Anduril would then have a strategic mode where if the USB power is present and then disconnects, the light turns on at a medium (configurable) lumen level, and stays on for say 15 minutes or until power is restored. The 15 minutes (also configurable) lets you manually turn the light on or off without the timeout, and would stop the light from draining itself if it turns on when you’re not around. So you’d leave a light with this setup in your living room when you weren’t using it. If you wanted to use it (unplug it) without having the strategic feature activate, you’d just unplug it while holding the button down.

[Added: Hmm I guess a light with a charger would probably put everything on one board, or anyway the voltage divider could go outside the board, so all that’s really needed here is an input pin, which is good for other things anyway.]

In the long run I hope we can build USB charge control into Anduril itself, allowing getting rid of the separate charging chip, but that is out of scope for now.

Okay that sounds all well and good, but when do ya use all them EDC lights that folks are always talkin ’bout? Are EDCs considered tasticle or stratestical?

I have one. Will send you on thursday. And i’ll meassure FW driver cavity.

Acebeam uses those leaf spring loaded contacts in their tail e-switch lights, I no longer have a TK16 or TK18 to provide pics unfortunately. But their tail e-switch lights are the only ones I have found that have no reliability concerns at all, so I think this is a superior general design concept. Much better than a free floating tube a la FW series or the large coil springs a la Noctigon KR series.

> Okay that sounds all well and good, but when do ya use all them EDC lights that folks are always talkin ’bout? Are EDCs considered tasticle or stratestical?

We all have so many lights that it’s more like we’re having an arms race with ourselves. We have enough lights to elim— I mean _illum_inate everyone on Earth 37 times over ;).

ain’t that the truth—i have to order pants with extra pockets added just to carry all the EDC flashlights and knives that have to be carried.

It seems to me that most flashlights with USB charging have the USB circuit on the driver board, that’s the case on the Anduril flashlights that I saw disassembled (or disassembled myself, IF25, FF E12R), I think that’s how it is in general. So basically this feature would require making a specific driver for one host with USB charging, which is a whole lot of work, at this point adding a solder pad and a voltage divider is trivial.

But assuming a separate USB board, on my driver here there isn’t much space arround the MCU to add a voltage divider (most of the seemingly empty space is needed for the thermal vias and copper pour for thermal dissipation) , unless I move a lot of thing, or use smaller AUX led pads, or remove one. But if the voltage divider can be outside the board then there is space for a small solder pad next to R8, I can add that it’s simple enough.

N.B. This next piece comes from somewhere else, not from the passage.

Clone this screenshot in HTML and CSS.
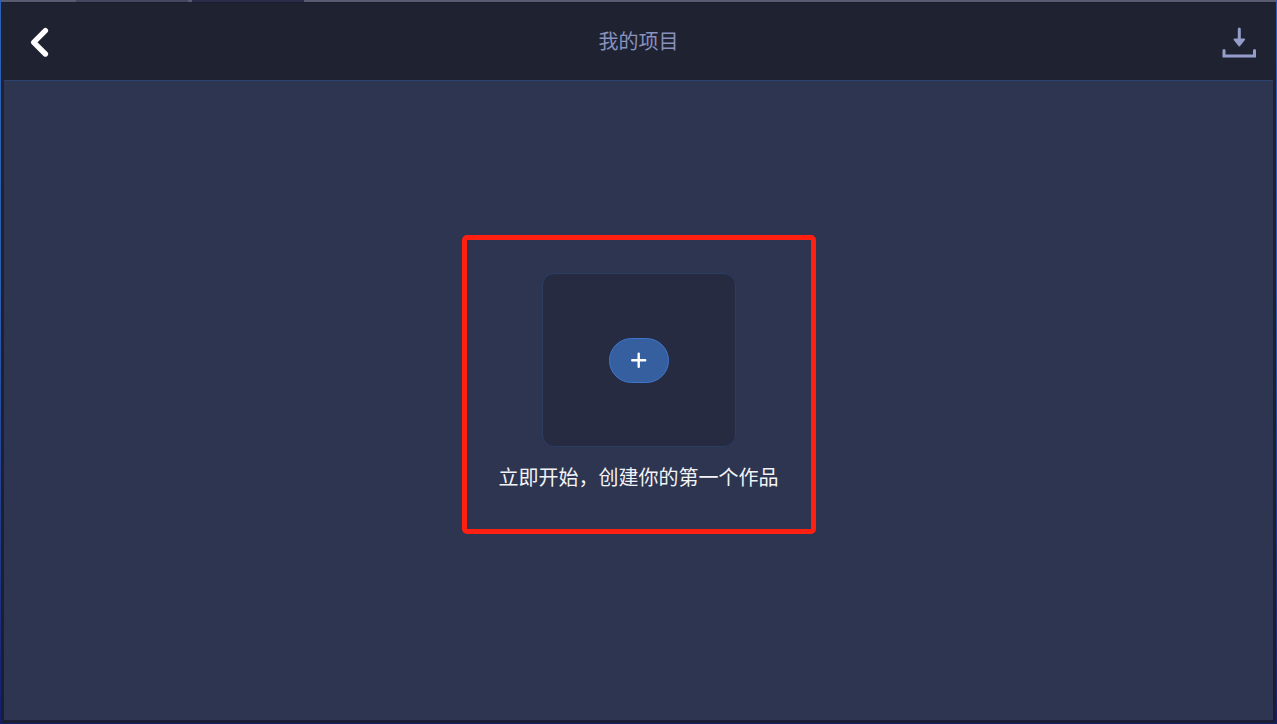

Yep, I added an edit a few hours after posting, on realizing that the voltage divider could be outside the board. I’m just hoping for enough pads to handle several sensors and/or auxiliary leds, of which the USB power detection could be one. I haven’t looked at any of the boards with USB charging and in case it isn’t clear, I’m an ok programmer but I’m not that clueful about hardware. :wink:

Oh but it would need to be on the front I guess, I would need to squeeze the AUX pads closer together to fit another one.

I made two of the new version, one for a D4v2 and one for a KR1.

I started with the KR1 :

To have sufficient height for the 3mm inductor I used 0.8mm (0.9mm actually) boards with a spacer, as bonus they have 2oz copper weight.

Eurekatronix B35A boards have the holes at 90° so I drilled two new holes for the wires.

B35AM 4000K 9080 installed and at the lowest level (3μA) :

With the Ledil Olga RS


I haven’t yet made an AUX board for it, which is a good things because I planned to have the optic sit on the 0.9mm AUX boards, except after testing I see that raising the optic by 0.9mm degrades the beam quite a lot, a small but obvious egg yolk on the spot and the ghost LED image at the corona that JaredM talked about. I’ll have to make a big hole for the optic in the aux board.

About the driver, I configured it to 3A for the B35AM, it can take more (up to 4A) but I prefer a longer turbo.
That said I’m wondering if the thermal regulation is actually working, I haven’t tested that before because it was only on my test bench with the LED on a heatsink, the temperature reported is also low, I wonder if I messed up something in the code, when modifying the VREF maybe ?

The little flash that I mentioned at turn ON with the MP3431 is still there but greatly reduced with the hardware delay on the HDR FET, I’d say it makes a very short ~0.5mA flash now, hardly problematic.

This is starting to look pretty good ngl :smiley:

Omg

Heavy breathing….

This is still your attiny1616 board? Is there a UPDI connector? I will spend some time looking into the GDB interface for UPDI. It will be great if we can interactively debug the flashlight. Then you will be able to look at the reading from the internal temperature sensor from the debugger, for example. Meanwhile, is there already a way to blink the temperature measurement in at1634 Anduril. If you had to port it to the 1616 and aren’t sure of it, it seems straightforward to test it with a heat gun and/or some coolant spray.

Pretty good? That looks incredible. Great work
(pics removed from quote)

:smiley:

Yes I’m only using the t1616. There is a UDPI pad for flashing, on which I can solder a wire if I need to do more stuff. But for most of the firmware debugging I can just use my xplained nano dev board (I replaced the 416 by a 1616 on it). Yes I shoud look into the temp sensor reading via UDPI debugging.

The Anduril temp reading is weird, it does one flash, pause, then a series of flashes, pause then another series of flash. Like the temp is in the hundreds or something…

Thanks, there are still some stuff to iron out but mostly firmware now, improve the ramp, check the temp reg, and I’d like the dual sense HDR to be properly supported.

That quote though, can you edit and remove the pics?